» **WHAT IS NEEDED**: Please print exactly the lines below, from the start of the material up to and including the line with "ChevronDown, ChevronLeft, ChevronRight", but none of the pictures.

» **SOURCE DATA**:

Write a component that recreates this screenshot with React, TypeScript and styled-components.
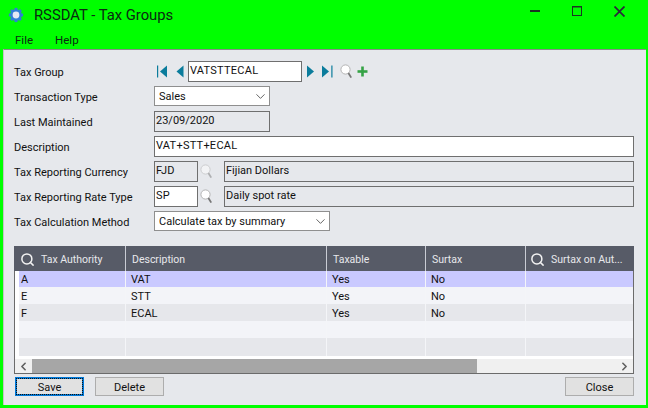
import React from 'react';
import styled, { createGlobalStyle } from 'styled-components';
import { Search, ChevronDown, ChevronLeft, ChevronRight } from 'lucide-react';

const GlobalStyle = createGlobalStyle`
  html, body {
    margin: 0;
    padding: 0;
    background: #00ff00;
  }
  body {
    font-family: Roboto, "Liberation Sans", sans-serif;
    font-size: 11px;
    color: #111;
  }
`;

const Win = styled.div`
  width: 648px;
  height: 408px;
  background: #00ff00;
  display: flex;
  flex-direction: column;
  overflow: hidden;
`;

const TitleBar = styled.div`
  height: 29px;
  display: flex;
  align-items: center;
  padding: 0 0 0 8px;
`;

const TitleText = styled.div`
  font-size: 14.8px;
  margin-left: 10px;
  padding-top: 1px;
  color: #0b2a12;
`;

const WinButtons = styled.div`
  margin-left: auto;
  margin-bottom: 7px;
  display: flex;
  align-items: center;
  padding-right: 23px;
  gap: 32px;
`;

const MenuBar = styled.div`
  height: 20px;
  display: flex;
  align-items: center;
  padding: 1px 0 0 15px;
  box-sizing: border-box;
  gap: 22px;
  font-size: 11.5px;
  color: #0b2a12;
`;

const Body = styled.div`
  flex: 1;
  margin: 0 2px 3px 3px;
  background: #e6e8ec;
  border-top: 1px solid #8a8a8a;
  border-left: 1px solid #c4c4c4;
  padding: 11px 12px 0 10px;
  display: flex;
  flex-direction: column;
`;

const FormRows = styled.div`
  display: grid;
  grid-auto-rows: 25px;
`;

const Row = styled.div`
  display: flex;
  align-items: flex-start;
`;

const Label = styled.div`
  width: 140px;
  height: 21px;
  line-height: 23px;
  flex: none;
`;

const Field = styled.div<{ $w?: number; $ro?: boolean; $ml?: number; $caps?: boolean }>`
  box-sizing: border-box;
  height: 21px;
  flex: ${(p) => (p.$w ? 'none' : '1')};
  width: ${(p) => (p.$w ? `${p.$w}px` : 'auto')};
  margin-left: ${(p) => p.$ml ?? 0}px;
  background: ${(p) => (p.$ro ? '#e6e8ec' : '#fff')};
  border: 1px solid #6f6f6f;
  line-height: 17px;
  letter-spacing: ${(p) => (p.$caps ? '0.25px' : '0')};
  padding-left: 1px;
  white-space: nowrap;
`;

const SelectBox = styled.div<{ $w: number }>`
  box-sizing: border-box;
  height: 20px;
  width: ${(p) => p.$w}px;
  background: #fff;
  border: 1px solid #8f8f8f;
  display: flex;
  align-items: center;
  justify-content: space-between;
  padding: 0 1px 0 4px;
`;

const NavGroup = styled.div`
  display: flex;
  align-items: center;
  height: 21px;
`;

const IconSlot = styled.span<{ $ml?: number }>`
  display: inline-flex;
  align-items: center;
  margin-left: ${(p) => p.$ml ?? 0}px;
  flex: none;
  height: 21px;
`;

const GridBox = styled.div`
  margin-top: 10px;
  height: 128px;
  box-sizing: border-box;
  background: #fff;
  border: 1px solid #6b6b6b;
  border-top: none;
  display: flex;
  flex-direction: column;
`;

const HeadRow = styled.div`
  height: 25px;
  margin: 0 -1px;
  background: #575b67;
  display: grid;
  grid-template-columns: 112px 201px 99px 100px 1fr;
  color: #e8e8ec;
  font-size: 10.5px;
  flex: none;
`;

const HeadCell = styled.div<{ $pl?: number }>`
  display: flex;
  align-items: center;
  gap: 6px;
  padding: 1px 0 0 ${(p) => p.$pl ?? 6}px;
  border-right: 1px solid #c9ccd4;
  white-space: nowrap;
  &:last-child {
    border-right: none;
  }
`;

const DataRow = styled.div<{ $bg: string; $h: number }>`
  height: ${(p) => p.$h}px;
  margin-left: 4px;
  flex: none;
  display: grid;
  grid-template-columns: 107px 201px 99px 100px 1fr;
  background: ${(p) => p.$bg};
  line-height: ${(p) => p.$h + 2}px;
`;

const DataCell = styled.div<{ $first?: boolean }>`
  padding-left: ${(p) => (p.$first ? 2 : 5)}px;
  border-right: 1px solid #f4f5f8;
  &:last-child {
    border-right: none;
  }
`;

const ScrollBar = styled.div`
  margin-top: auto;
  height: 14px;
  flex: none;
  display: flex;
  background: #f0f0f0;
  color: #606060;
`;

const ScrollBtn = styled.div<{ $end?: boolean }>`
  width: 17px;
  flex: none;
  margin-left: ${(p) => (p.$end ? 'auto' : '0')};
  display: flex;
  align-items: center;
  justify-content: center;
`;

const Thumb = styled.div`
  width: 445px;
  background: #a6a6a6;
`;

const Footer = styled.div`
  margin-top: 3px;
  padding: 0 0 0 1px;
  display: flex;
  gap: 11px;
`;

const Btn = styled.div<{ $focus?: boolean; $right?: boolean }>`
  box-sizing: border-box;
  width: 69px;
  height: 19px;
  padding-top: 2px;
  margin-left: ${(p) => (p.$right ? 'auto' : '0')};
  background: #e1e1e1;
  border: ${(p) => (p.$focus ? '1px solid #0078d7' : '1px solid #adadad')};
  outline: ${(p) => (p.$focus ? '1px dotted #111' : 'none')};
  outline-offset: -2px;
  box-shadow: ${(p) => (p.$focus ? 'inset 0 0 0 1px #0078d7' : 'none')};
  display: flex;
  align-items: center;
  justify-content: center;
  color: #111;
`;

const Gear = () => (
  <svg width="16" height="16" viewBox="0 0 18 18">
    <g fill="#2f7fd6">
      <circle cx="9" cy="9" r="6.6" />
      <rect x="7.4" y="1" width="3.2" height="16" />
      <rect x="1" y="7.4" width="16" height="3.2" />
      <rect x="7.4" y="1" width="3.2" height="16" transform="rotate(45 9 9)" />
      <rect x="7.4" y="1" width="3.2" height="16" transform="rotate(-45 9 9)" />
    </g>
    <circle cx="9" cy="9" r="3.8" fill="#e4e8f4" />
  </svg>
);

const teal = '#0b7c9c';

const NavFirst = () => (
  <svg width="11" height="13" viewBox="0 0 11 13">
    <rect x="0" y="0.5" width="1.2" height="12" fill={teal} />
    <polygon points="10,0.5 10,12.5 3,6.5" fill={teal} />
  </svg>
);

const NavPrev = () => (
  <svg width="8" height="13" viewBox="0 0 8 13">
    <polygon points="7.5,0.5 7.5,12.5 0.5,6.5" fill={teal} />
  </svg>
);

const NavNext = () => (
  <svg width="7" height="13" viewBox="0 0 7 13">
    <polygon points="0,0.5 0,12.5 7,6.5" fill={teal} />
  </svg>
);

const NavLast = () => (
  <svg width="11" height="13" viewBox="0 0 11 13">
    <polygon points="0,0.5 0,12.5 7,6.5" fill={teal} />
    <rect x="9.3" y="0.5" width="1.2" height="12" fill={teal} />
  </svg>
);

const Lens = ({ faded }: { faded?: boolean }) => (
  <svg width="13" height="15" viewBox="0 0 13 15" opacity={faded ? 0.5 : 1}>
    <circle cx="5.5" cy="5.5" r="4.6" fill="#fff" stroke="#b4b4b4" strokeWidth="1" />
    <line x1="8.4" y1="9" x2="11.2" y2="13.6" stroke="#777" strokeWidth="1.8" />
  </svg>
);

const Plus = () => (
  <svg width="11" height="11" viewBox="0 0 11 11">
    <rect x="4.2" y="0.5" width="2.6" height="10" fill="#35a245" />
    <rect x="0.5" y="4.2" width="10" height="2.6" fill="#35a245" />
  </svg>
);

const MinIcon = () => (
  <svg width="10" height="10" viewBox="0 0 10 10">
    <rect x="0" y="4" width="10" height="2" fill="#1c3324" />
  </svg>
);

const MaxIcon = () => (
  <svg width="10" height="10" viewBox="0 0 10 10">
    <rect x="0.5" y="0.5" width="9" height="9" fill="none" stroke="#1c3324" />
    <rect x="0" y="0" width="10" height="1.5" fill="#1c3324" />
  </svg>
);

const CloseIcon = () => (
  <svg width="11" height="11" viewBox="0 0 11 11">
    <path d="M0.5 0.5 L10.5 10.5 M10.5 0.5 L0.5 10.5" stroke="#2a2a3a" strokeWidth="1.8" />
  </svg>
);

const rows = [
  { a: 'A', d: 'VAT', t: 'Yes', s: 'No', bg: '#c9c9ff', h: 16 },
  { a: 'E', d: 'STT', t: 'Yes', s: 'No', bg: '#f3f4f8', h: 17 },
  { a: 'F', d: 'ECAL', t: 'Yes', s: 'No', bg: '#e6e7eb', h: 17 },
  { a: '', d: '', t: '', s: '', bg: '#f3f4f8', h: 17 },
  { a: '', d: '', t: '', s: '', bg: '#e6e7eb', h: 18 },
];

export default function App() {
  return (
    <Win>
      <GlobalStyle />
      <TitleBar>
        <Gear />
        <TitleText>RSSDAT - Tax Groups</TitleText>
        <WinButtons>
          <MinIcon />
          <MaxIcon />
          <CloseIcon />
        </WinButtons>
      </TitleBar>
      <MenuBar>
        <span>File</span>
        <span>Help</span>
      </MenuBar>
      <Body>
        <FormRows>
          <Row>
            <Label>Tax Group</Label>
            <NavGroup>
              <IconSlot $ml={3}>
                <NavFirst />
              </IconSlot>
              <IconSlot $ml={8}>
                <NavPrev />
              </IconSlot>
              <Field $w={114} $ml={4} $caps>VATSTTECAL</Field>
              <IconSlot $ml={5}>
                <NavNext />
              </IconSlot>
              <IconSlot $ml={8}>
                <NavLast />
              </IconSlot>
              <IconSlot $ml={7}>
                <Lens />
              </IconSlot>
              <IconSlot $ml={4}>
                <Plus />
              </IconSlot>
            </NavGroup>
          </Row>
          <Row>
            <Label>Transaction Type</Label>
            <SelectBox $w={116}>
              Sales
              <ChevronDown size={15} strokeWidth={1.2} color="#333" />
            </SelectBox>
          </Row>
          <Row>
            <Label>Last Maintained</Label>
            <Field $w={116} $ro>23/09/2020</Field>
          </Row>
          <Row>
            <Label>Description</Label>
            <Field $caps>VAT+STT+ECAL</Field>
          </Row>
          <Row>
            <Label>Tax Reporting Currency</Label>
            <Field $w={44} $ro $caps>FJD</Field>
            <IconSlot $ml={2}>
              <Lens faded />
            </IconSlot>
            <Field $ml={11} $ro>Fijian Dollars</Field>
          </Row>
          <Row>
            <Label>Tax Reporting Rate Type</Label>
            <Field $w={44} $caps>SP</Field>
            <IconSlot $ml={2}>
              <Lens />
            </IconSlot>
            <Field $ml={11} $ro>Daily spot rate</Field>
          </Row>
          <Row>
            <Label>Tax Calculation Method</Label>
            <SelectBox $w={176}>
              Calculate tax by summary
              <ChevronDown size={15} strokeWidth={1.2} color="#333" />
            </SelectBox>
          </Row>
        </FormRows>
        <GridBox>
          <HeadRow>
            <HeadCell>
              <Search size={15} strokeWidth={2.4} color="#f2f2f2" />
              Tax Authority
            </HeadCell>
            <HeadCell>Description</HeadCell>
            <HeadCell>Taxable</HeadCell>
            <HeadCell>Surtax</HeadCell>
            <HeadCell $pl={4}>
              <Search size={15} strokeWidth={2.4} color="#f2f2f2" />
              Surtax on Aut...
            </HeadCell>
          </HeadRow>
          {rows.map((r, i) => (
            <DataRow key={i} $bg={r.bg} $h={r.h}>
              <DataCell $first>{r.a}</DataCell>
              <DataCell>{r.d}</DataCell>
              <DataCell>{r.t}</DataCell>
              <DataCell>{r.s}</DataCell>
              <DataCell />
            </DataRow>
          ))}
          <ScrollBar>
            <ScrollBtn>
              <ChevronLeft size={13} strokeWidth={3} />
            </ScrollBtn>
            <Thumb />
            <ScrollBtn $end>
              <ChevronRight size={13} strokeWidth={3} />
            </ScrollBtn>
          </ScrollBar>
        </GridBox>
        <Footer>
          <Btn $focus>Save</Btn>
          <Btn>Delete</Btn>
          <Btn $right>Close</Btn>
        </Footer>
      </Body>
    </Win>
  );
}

» **RESULT**:
Write a component that recreates this screenshot with React, TypeScript and styled-components.
import React from 'react';
import styled, { createGlobalStyle } from 'styled-components';
import { Search, ChevronDown, ChevronLeft, ChevronRight } from 'lucide-react';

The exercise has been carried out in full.